Check each line of the data below for the word "components", then extract the ones that have it.

#### DATA SECTION

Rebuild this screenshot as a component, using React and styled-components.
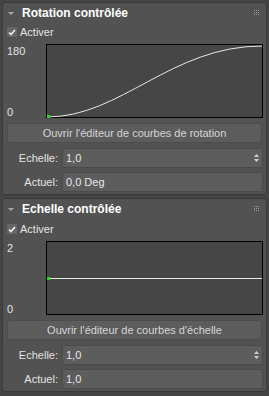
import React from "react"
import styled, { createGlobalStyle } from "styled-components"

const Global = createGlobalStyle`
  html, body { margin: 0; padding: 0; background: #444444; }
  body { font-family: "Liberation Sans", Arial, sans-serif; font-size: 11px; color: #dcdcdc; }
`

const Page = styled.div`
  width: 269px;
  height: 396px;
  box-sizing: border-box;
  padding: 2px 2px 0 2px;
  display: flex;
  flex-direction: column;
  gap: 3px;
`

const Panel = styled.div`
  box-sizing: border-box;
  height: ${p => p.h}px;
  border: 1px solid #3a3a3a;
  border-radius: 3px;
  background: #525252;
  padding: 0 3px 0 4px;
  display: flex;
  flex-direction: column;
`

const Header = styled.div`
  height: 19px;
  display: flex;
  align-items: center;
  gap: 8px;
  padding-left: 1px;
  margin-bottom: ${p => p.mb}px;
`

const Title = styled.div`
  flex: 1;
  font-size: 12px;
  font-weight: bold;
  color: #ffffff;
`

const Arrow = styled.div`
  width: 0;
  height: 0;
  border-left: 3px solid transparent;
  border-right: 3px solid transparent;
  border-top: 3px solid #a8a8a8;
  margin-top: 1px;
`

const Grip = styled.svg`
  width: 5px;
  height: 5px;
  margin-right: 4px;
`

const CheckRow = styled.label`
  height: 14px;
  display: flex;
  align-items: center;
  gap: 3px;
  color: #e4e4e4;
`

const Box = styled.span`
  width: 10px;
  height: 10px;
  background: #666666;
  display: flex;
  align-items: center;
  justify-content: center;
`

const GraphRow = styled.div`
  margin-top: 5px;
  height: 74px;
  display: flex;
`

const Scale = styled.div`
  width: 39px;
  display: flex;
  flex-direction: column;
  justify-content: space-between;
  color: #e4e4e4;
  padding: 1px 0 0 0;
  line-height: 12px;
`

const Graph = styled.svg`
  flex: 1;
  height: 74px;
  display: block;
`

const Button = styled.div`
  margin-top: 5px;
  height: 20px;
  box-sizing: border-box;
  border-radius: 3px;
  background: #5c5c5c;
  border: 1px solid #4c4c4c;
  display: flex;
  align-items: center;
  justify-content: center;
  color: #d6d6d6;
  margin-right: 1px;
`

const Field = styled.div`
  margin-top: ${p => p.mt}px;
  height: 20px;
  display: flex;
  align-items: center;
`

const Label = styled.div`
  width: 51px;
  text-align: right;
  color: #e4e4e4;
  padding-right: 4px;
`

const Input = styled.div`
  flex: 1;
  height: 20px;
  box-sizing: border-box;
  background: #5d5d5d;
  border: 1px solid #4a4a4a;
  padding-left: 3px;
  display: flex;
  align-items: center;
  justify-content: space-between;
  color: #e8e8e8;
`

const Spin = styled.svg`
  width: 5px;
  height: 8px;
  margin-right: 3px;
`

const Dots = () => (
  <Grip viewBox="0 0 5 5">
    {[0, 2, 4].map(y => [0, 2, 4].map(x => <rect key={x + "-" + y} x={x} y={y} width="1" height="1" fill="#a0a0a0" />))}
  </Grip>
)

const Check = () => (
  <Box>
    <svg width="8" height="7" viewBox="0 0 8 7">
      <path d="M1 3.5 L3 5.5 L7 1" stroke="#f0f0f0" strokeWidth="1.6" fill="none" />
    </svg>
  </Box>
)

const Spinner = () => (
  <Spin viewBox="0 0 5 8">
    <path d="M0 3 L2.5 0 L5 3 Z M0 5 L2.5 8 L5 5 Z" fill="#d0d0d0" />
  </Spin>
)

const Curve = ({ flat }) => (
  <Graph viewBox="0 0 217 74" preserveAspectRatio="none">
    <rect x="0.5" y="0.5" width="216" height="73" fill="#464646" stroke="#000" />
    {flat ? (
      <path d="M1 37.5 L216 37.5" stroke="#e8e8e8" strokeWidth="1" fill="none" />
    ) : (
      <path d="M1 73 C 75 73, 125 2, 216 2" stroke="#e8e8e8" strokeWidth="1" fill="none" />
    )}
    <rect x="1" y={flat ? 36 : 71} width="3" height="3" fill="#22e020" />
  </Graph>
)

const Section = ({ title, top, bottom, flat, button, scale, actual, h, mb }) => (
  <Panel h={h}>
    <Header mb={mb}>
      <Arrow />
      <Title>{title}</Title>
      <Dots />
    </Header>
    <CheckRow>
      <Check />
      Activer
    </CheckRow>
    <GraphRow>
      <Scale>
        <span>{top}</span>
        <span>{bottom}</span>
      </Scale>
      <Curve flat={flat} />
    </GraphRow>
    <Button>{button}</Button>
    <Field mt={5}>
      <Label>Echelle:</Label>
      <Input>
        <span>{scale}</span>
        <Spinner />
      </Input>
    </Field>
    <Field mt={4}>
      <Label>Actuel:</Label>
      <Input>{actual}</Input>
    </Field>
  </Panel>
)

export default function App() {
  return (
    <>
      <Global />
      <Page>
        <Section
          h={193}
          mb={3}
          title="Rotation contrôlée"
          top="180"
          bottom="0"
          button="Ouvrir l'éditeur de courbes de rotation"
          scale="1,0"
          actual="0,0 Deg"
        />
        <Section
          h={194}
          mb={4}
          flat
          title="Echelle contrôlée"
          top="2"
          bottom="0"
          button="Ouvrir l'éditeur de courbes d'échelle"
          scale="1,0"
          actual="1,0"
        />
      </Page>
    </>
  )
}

########

**SOLUTION TO THE PROBLEM:**
Rebuild this screenshot as a component, using React and styled-components.
import styled, { createGlobalStyle } from "styled-components"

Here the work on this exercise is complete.